Thanks to punishing international sanctions, Iran's economy is suffering. In an effort to stop that country's nuclear weapons program, the U.S.-led effort has restricted Iran's oil exports.
But the Obama administration just made a deal with Iran that could lift those sanctions. That raises a question:
If unfettered commerce in oil is fine for Iran, then why not for America?
For 40 years, the federal government has prohibited the American energy sector from exporting more than a tiny fraction of domestically produced crude. Fortunately, a bipartisan group of legislators is pushing to end this harmful restriction. They shouldn't waste any time. Selling American crude on the international market would boost domestic production while spurring economic growth at home and around the world.
When President Gerald Ford signed the ban into law, the nation was still reeling from the fuel shortages of the 1973-74 Arab oil embargo. By keeping American crude off the international market, the ban was intended to prevent a future crisis. But as those of us who remember the gasoline shortages of the late 1970s can attest, it didn't work.
Four decades later, the policy makes even less sense. Thanks to the so-called shale revolution, the United States has been the world's leading producer of oil and natural gas for three years running.
Against this backdrop, the fears of oil shortages that motivated the export ban seem quaint. But this '70s-era policy isn't merely anachronistic. It's holding back both our energy sector and the economy.

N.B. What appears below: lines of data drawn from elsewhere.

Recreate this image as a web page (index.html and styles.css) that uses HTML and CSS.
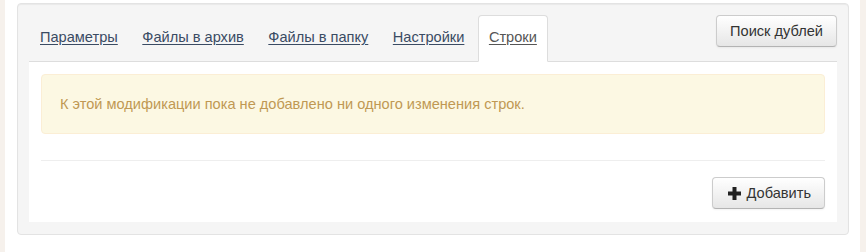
FILE: index.html
```html
<!DOCTYPE html>
<html lang="ru">
<head>
<meta charset="utf-8">
<title>Строки</title>
<link rel="stylesheet" href="styles.css">
</head>
<body>
<div class="wrap">
  <div class="panel">
    <div class="tabbar">
      <ul class="tabs">
        <li class="tab"><a href="#">Параметры</a></li>
        <li class="tab"><a href="#">Файлы в архив</a></li>
        <li class="tab"><a href="#">Файлы в папку</a></li>
        <li class="tab"><a href="#">Настройки</a></li>
        <li class="tab active"><a href="#">Строки</a></li>
      </ul>
      <button class="btn btn-dup">Поиск дублей</button>
    </div>
    <div class="content">
      <div class="alert">К этой модификации пока не добавлено ни одного изменения строк.</div>
      <hr class="sep">
      <div class="actions">
        <button class="btn btn-add"><svg class="plus" width="13" height="13" viewBox="0 0 13 13"><path d="M4.5 0h4v4.5H13v4H8.5V13h-4V8.5H0v-4h4.5z" fill="#222"/></svg>Добавить</button>
      </div>
    </div>
  </div>
</div>
</body>
</html>
```
FILE: styles.css
```css
html, body {
  margin: 0;
  padding: 0;
}
body {
  background: #f6f1ec;
  font-family: "Liberation Sans", Arial, sans-serif;
  font-size: 14.6px;
  line-height: 20px;
  color: #333;
  height: 252px;
}
.wrap {
  margin: 0 6px 0 5px;
  background: #fff;
  padding: 3px 11px 0 12px;
  height: 249px;
}
.panel {
  background: #f5f5f5;
  border: 1px solid #e3e3e3;
  border-radius: 4px;
  padding: 11px 11px 12px 11px;
  box-shadow: inset 0 1px 1px rgba(0,0,0,0.05);
}
.tabbar {
  display: flex;
  align-items: flex-start;
  justify-content: space-between;
  border-bottom: 1px solid #ddd;
}
.tabs {
  list-style: none;
  margin: 0 0 -1px 0;
  padding: 0;
  display: flex;
}
.tab {
  margin-right: 2.5px;
}
.tab a {
  display: block;
  padding: 11px 10px 14px;
  border: 1px solid transparent;
  border-radius: 4px 4px 0 0;
  color: #3a4b63;
  text-decoration: underline;
  text-underline-offset: 2px;
}
.tab.active a {
  background: #fff;
  border-color: #ddd #ddd transparent;
  color: #555;
}
.btn {
  font-family: "Liberation Sans", Arial, sans-serif;
  font-size: 14.6px;
  line-height: 20px;
  color: #333;
  padding: 5px 13px;
  border: 1px solid #ccc;
  border-bottom-color: #b3b3b3;
  border-radius: 4px;
  background: linear-gradient(#ffffff, #e6e6e6);
  box-shadow: inset 0 1px 0 rgba(255,255,255,0.2), 0 1px 2px rgba(0,0,0,0.05);
  display: inline-flex;
  align-items: center;
}
.content {
  background: #fff;
  padding: 12px 12px 13px;
}
.alert {
  background: #fcf8e3;
  border: 1px solid #fbeed5;
  border-radius: 4px;
  color: #c09853;
  padding: 19px 18px;
}
.sep {
  margin: 26px 0 15px;
  border: 0;
  border-top: 1px solid #eee;
  border-bottom: 1px solid #fff;
}
.actions {
  display: flex;
  justify-content: flex-end;
}
.btn-add {
  padding-left: 15px;
  padding-right: 13px;
}
.plus {
  margin-right: 6px;
}
```
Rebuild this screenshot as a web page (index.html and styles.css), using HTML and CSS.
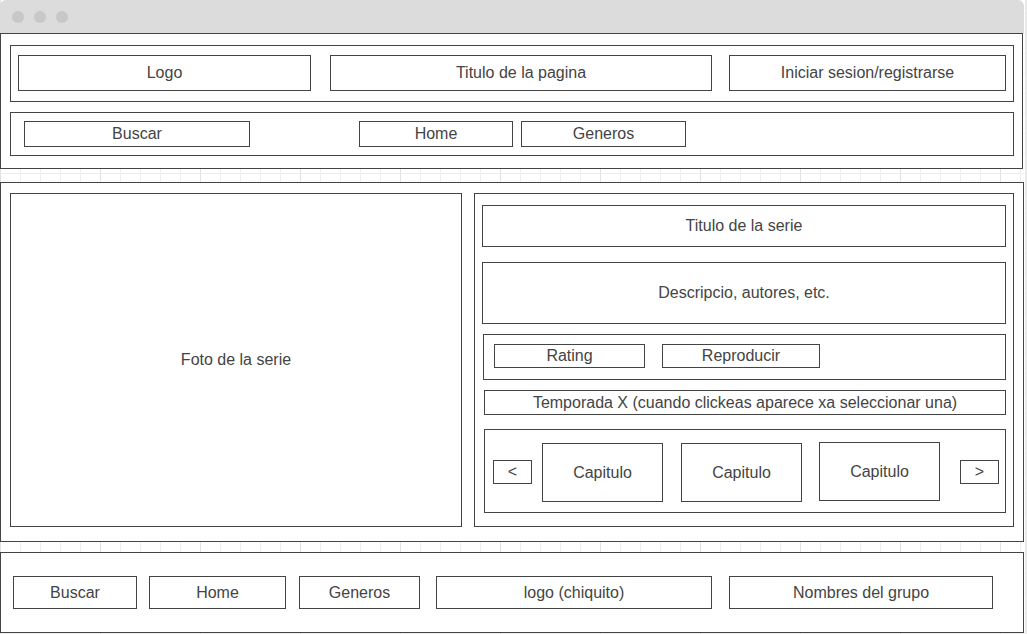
FILE: index.html
```html
<!DOCTYPE html>
<html lang="es">
<head>
<meta charset="utf-8">
<title>Wireframe serie</title>
<link rel="stylesheet" href="styles.css">
</head>
<body>
<div class="page">
  <div class="titlebar">
    <span class="dot"></span><span class="dot"></span><span class="dot"></span>
  </div>

  <header class="header">
    <div class="row row-top">
      <div class="box b-logo">Logo</div>
      <div class="box b-title">Titulo de la pagina</div>
      <div class="box b-login">Iniciar sesion/registrarse</div>
    </div>
    <div class="row row-nav">
      <div class="box b-buscar">Buscar</div>
      <div class="box b-home">Home</div>
      <div class="box b-generos">Generos</div>
    </div>
  </header>

  <main class="main">
    <div class="box foto">Foto de la serie</div>
    <section class="panel">
      <div class="box p-title">Titulo de la serie</div>
      <div class="box p-desc">Descripcio, autores, etc.</div>
      <div class="box p-actions">
        <div class="box a-rating">Rating</div>
        <div class="box a-play">Reproducir</div>
      </div>
      <div class="box p-season">Temporada X (cuando clickeas aparece xa seleccionar una)</div>
      <div class="box p-carousel">
        <div class="box arrow arrow-l">&lt;</div>
        <div class="box cap cap1">Capitulo</div>
        <div class="box cap cap2">Capitulo</div>
        <div class="box cap cap3">Capitulo</div>
        <div class="box arrow arrow-r">&gt;</div>
      </div>
    </section>
  </main>

  <footer class="footer">
    <div class="box f-buscar">Buscar</div>
    <div class="box f-home">Home</div>
    <div class="box f-generos">Generos</div>
    <div class="box f-logo">logo (chiquito)</div>
    <div class="box f-names">Nombres del grupo</div>
  </footer>
</div>
</body>
</html>
```

FILE: styles.css
```css
* { box-sizing: border-box; }

html, body {
  margin: 0;
  padding: 0;
}

body {
  background: #e9e9e9;
  font-family: "Liberation Sans", Arial, sans-serif;
  font-size: 16px;
  color: #444;
  width: 1027px;
  height: 634px;
  overflow: hidden;
}

.page {
  width: 1025px;
  height: 634px;
  background-color: #fff;
  background-image:
    linear-gradient(90deg, #e2e2e2 1px, transparent 1px),
    linear-gradient(90deg, #eeeeee 1px, transparent 1px),
    linear-gradient(#eeeeee 1px, transparent 1px);
  background-size: 100px 100%, 20px 100%, 100% 20px;
  background-position: 0 0, 0 0, 0 13px;
}

.titlebar {
  width: 1024px;
  height: 33px;
  background: #dcdcdc;
  border-radius: 6px 6px 0 0;
  display: flex;
  align-items: center;
  gap: 10px;
  padding-left: 12px;
}

.dot {
  width: 12px;
  height: 12px;
  border-radius: 50%;
  background: #c8c8c8;
}

.box {
  border: 1px solid #444;
  background: #fff;
  display: flex;
  align-items: center;
  justify-content: center;
  white-space: nowrap;
}

/* Header */
.header {
  width: 1023px;
  height: 136px;
  border: 1px solid #444;
  background: #fff;
  padding: 11px 8px 12px 9px;
}

.row {
  border: 1px solid #444;
  display: flex;
  align-items: flex-start;
}

.row-top {
  height: 57px;
  padding: 9px 0 0 7px;
}

.row-nav {
  height: 44px;
  margin-top: 10px;
  padding: 8px 0 0 13px;
}

.b-logo { width: 293px; height: 36px; }
.b-title { width: 382px; height: 36px; margin-left: 19px; }
.b-login { width: 277px; height: 36px; margin-left: 17px; }

.b-buscar { width: 226px; height: 26px; }
.b-home { width: 154px; height: 26px; margin-left: 109px; }
.b-generos { width: 165px; height: 26px; margin-left: 8px; }

/* Main */
.main {
  width: 1024px;
  height: 360px;
  margin-top: 13px;
  border: 1px solid #444;
  background: #fff;
  padding: 10px 0 0 9px;
  display: flex;
  align-items: flex-start;
}

.foto {
  width: 452px;
  height: 334px;
}

.panel {
  width: 540px;
  height: 334px;
  margin-left: 12px;
  border: 1px solid #444;
  padding: 11px 0 0 7px;
  display: flex;
  flex-direction: column;
  align-items: flex-start;
}

.p-title { width: 524px; height: 42px; }
.p-desc { width: 524px; height: 62px; margin-top: 15px; }

.p-actions {
  width: 523px;
  height: 46px;
  margin: 10px 0 0 1px;
  justify-content: flex-start;
  align-items: flex-start;
  padding: 9px 0 0 10px;
}

.a-rating { width: 151px; height: 24px; }
.a-play { width: 158px; height: 24px; margin-left: 17px; }

.p-season {
  width: 522px;
  height: 25px;
  margin: 10px 0 0 2px;
}

.p-carousel {
  width: 522px;
  height: 84px;
  margin: 14px 0 0 2px;
  justify-content: flex-start;
  align-items: flex-start;
  padding-left: 8px;
}

.arrow { width: 39px; height: 24px; margin-top: 30px; }
.arrow-r { margin-left: 20px; }

.cap { width: 121px; height: 59px; margin-top: 13px; }
.cap1 { margin-left: 10px; }
.cap2 { margin-left: 18px; }
.cap3 { margin-left: 17px; margin-top: 12px; }

/* Footer */
.footer {
  width: 1024px;
  height: 81px;
  margin-top: 10px;
  border: 1px solid #444;
  background: #fff;
  display: flex;
  align-items: flex-start;
  padding: 23px 0 0 12px;
}

.footer .box { height: 33px; }
.f-buscar { width: 124px; }
.f-home { width: 137px; margin-left: 12px; }
.f-generos { width: 121px; margin-left: 13px; }
.f-logo { width: 276px; margin-left: 16px; }
.f-names { width: 264px; margin-left: 17px; }
```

For starters, restricting oil exports weakens incentives to invest in exploration and production. With the world price of crude having fallen from roughly $107 a barrel to around $53 a barrel today, the domestic market is awash in oil. According to a new analysis by the financial services firm Raymond James & Associates, "U.S. crude production peaked in March and has been falling since that time." Allowing export sales would let the global market absorb greater U.S. production and thus encourage crude producers throughout America to keep producing at peak capacity.

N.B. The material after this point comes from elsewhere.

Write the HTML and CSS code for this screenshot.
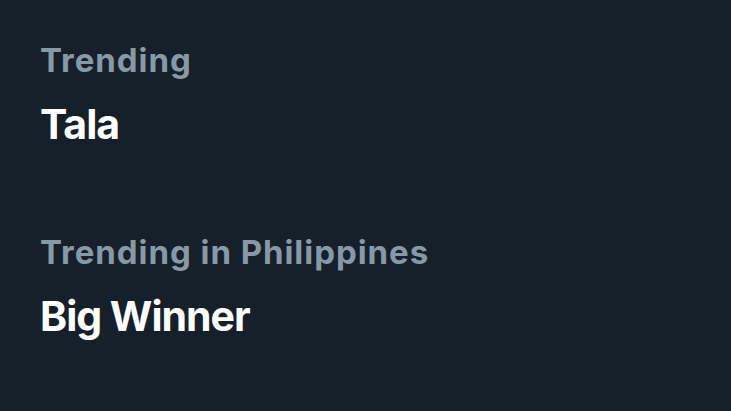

Further, U.S. refineries can only process a limited amount of heavy crude, creating a production bottleneck. Again, foreign sales would relieve that pressure.
If legislators were to lift the oil-export ban, crude production would surge. Energy firms would work to supply an oil-hungry global market. Foreign refineries, meanwhile, would add new efficiency to the domestic energy sector.
Investment in energy development would soar even more, generating new economic activity throughout the United States.
The consulting firm IHS estimates that a repeal of the ban would create an average of nearly 400,000 new jobs annually by 2030. Gross domestic product, meanwhile, would rise by $134 billion in 2018 alone.
Americans wouldn't be the only ones to benefit from a repeal of the ban. An American-led increase in the global supply of crude would drive down global energy prices, spurring economic growth in the process.
Consequently, it's encouraging that a group of 13 members of Congress from both parties - led by Sens. Lisa Murkowski (R., Alaska) and Heidi Heitkamp (D., N.D.) - are working for full repeal.
Nevertheless, many pundits continue to deploy faulty economic logic in support of the ban. Making our oil resources available abroad, one argument goes, would raise energy costs here at home.
But the opposite is true. As the supply of crude and the capacity to refine it increase, the price of everything from gasoline to heating oil and diesel will fall significantly. A report from ICS International estimates that U.S. consumers would save $5.8 billion by 2035 thanks to falling prices if the export ban ends.
This prediction isn't surprising. As Adam Smith explained in 1776, "he prohibition of exportation limits the improvement and cultivation of the country to what the supply of its own inhabitants requires. The freedom of exportation enables it to extend cultivation for the supply of foreign nations."
Nearly 240 years later, our federal government is still needlessly depriving the global economy - including Americans - of the prosperity and opportunity that flow from unfettered trade in oil. How much longer do we have to wait?